Transcribe each line of the material as it is, and drop any picture.
___ Stored data ___
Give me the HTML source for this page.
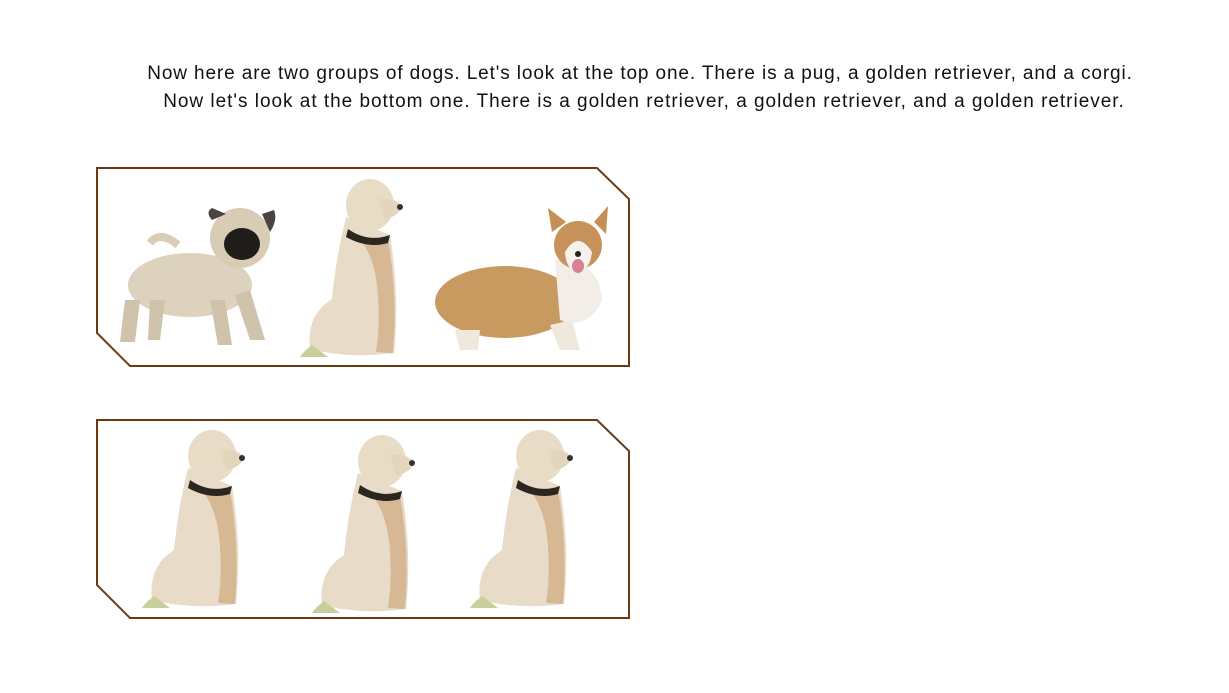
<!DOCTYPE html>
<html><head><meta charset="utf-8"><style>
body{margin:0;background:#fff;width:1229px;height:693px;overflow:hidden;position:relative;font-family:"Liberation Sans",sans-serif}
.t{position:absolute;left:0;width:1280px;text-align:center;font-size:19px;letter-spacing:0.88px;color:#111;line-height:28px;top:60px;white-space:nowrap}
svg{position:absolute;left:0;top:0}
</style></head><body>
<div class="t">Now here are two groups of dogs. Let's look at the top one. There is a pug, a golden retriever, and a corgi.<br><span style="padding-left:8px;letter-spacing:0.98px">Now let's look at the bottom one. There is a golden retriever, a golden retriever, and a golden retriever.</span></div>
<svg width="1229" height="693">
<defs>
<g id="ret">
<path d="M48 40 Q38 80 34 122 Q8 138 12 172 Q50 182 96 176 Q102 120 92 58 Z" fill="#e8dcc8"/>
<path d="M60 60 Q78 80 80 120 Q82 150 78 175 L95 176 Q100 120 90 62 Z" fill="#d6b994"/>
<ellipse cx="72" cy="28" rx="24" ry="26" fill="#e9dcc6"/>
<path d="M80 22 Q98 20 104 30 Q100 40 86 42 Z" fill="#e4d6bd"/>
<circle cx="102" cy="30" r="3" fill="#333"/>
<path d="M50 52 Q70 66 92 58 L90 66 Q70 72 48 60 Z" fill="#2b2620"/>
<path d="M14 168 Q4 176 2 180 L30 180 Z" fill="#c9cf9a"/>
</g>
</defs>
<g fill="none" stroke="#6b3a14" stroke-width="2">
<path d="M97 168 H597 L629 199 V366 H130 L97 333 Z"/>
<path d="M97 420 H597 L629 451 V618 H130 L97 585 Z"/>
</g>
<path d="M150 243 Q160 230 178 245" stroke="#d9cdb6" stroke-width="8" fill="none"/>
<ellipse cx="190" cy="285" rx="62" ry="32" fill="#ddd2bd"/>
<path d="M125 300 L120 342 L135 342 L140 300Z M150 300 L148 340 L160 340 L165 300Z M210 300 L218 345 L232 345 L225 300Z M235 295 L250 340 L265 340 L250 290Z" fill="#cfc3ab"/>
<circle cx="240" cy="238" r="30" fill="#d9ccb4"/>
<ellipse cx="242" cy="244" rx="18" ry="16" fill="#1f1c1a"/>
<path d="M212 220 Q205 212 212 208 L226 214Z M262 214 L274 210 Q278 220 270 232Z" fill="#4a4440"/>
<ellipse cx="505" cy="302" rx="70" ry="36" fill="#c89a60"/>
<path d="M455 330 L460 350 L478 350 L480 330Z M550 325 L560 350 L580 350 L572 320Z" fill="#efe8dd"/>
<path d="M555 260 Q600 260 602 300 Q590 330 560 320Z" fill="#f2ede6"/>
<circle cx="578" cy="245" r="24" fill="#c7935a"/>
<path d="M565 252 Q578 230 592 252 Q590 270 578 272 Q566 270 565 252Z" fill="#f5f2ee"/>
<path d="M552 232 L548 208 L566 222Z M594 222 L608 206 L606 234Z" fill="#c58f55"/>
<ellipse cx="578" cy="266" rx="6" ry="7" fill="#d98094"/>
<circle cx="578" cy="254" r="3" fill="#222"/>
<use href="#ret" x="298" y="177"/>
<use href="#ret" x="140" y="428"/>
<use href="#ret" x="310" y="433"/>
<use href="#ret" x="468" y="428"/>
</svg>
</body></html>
___
**Finished task**.
Give me the HTML source for this page.
<!DOCTYPE html>
<html><head><meta charset="utf-8"><style>
body{margin:0;background:#fff;width:1229px;height:693px;overflow:hidden;position:relative;font-family:"Liberation Sans",sans-serif}
.t{position:absolute;left:0;width:1280px;text-align:center;font-size:19px;letter-spacing:0.88px;color:#111;line-height:28px;top:60px;white-space:nowrap}
svg{position:absolute;left:0;top:0}
</style></head><body>
<div class="t">Now here are two groups of dogs. Let's look at the top one. There is a pug, a golden retriever, and a corgi.<br><span style="padding-left:8px;letter-spacing:0.98px">Now let's look at the bottom one. There is a golden retriever, a golden retriever, and a golden retriever.</span></div>
<svg width="1229" height="693">
<defs>
<g id="ret">
<path d="M48 40 Q38 80 34 122 Q8 138 12 172 Q50 182 96 176 Q102 120 92 58 Z" fill="#e8dcc8"/>
<path d="M60 60 Q78 80 80 120 Q82 150 78 175 L95 176 Q100 120 90 62 Z" fill="#d6b994"/>
<ellipse cx="72" cy="28" rx="24" ry="26" fill="#e9dcc6"/>
<path d="M80 22 Q98 20 104 30 Q100 40 86 42 Z" fill="#e4d6bd"/>
<circle cx="102" cy="30" r="3" fill="#333"/>
<path d="M50 52 Q70 66 92 58 L90 66 Q70 72 48 60 Z" fill="#2b2620"/>
<path d="M14 168 Q4 176 2 180 L30 180 Z" fill="#c9cf9a"/>
</g>
</defs>
<g fill="none" stroke="#6b3a14" stroke-width="2">
<path d="M97 168 H597 L629 199 V366 H130 L97 333 Z"/>
<path d="M97 420 H597 L629 451 V618 H130 L97 585 Z"/>
</g>
<path d="M150 243 Q160 230 178 245" stroke="#d9cdb6" stroke-width="8" fill="none"/>
<ellipse cx="190" cy="285" rx="62" ry="32" fill="#ddd2bd"/>
<path d="M125 300 L120 342 L135 342 L140 300Z M150 300 L148 340 L160 340 L165 300Z M210 300 L218 345 L232 345 L225 300Z M235 295 L250 340 L265 340 L250 290Z" fill="#cfc3ab"/>
<circle cx="240" cy="238" r="30" fill="#d9ccb4"/>
<ellipse cx="242" cy="244" rx="18" ry="16" fill="#1f1c1a"/>
<path d="M212 220 Q205 212 212 208 L226 214Z M262 214 L274 210 Q278 220 270 232Z" fill="#4a4440"/>
<ellipse cx="505" cy="302" rx="70" ry="36" fill="#c89a60"/>
<path d="M455 330 L460 350 L478 350 L480 330Z M550 325 L560 350 L580 350 L572 320Z" fill="#efe8dd"/>
<path d="M555 260 Q600 260 602 300 Q590 330 560 320Z" fill="#f2ede6"/>
<circle cx="578" cy="245" r="24" fill="#c7935a"/>
<path d="M565 252 Q578 230 592 252 Q590 270 578 272 Q566 270 565 252Z" fill="#f5f2ee"/>
<path d="M552 232 L548 208 L566 222Z M594 222 L608 206 L606 234Z" fill="#c58f55"/>
<ellipse cx="578" cy="266" rx="6" ry="7" fill="#d98094"/>
<circle cx="578" cy="254" r="3" fill="#222"/>
<use href="#ret" x="298" y="177"/>
<use href="#ret" x="140" y="428"/>
<use href="#ret" x="310" y="433"/>
<use href="#ret" x="468" y="428"/>
</svg>
</body></html>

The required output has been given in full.